En sus dos sesiones de investidura, la del sábado 12 y la del lunes 14, Torra ha entrado en el centro de la escena política catalana y española como un vendaval verbal, pero habrá que tomarse algunas semanas para comprobar cuánto del vendaval es viento pasajero que se va sin dejar apenas destrozos y cuánto lluvia fina o gruesa o muy gruesa, y constante. Para ver si las subidas de tono de sus discursos de investidura eran solamente para contentar a Puigdemont y a su entorno más radical y para conseguir los votos o las abstenciones de la CUP o eran y son también convicción profunda y permanente. Para comprobar si sus tuits supremacistas y hispanófobos de hace unos años fueron pecados pasados de los que de verdad está arrepentido o si más bien eran y son fe ciega e irredenta. Para verificar si sus escasos anuncios concretos -“hacer republica”, “elaborar una Constitución” de esa república, etc.- se concretan en algo en el Parlament o en el boletín oficial catalán o son meras declaraciones vacías para la galería sin que en ningún momento se atrevan sus impulsores -el propio Torra, su Govern y la Mesa del Parlament- a traspasar líneas rojas que acaben llevándolos a todos ellos a laberintos judiciales similares a los que han acabado políticamente con sus antecesores en la causa independentista.

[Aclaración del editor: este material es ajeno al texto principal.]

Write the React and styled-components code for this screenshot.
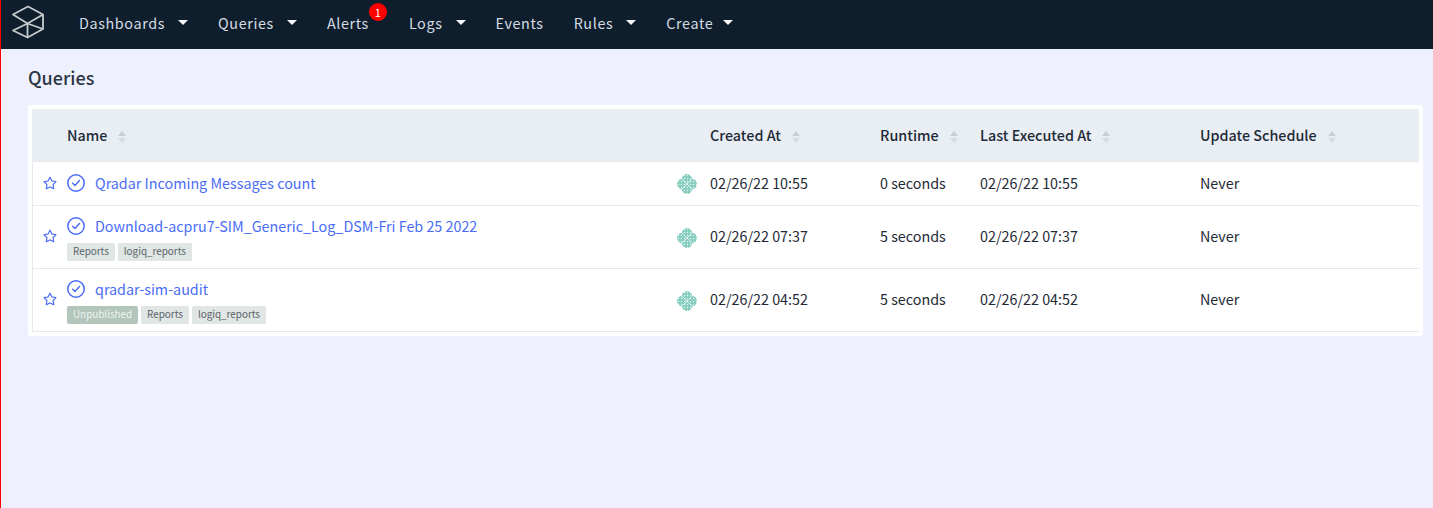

A Rajoy, por otra parte, se le complica de nuevo la legislatura y la estabilidad en su cargo. En el conflicto catalán, Ciudadanos va a seguir dándole palos las horas pares y zanahorias las impares, y sobre todo lo primero, porque ya ha visto que esa estrategia genera mucha intención de voto a su marca no sólo en Cataluña sino también en el resto del España. El PNV le sacará aún más si puede en los Presupuestos si la situación en Cataluña se agrava y hay que recurrir a una nueva activación del 155. El PSOE, antes o después, llegará a la conclusión de que no le merece la pena apoyar a ciegas al Gobierno en Cataluña y pondrá alguna distancia. Unidos Podemos, parece que recuperado del bache catalán en las encuestas, buscará una retocada hoja de ruta, y en ningún caso será coincidente con la del Ejecutivo.

Se especula desde hace unos días, sobre todo por unas palabras de Puigdemont, con que la legislatura catalana sea corta y que en otoño Torra obedezca órdenes del expresident y convoque nuevas elecciones. Quizás debiéramos mirar también a la legislatura estatal, a la de Rajoy, que está menos estable que hace apenas dos semanas.

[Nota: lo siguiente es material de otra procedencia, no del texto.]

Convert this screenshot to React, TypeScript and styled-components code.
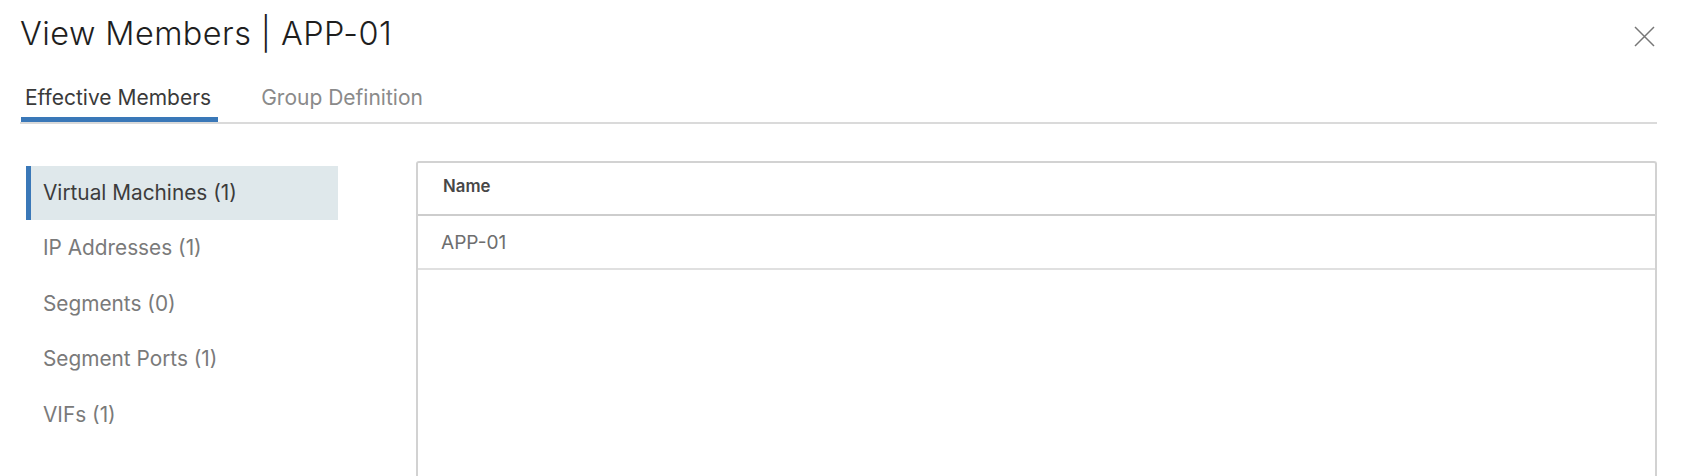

El presidente del Gobierno puede verse tentado a convocar elecciones generales antes de que la caída que le dan al PP todas las encuestas se acentúe y sea inevitable la derrota. O el líder de Ciudadanos, Albert Rivera, verse tentado a forzarlas para intentar ganarlas cuanto antes, sin esperar a que su buena estrella de los últimos meses palidezca como lo hizo en su día la del otro partido nuevo y rampante, Podemos. O el líder del PSOE, Pedro Sánchez, tentado a hacer caso a los recados del de Podemos, Pablo Iglesias, para presentarle juntos, con el apoyo de todos los nacionalistas, una moción de censura a Rajoy que incluya alguna salida pactada al embrollo catalán y active un cambio político.

Todos esos escenarios son probables e improbables a la vez. Y ninguno es imposible.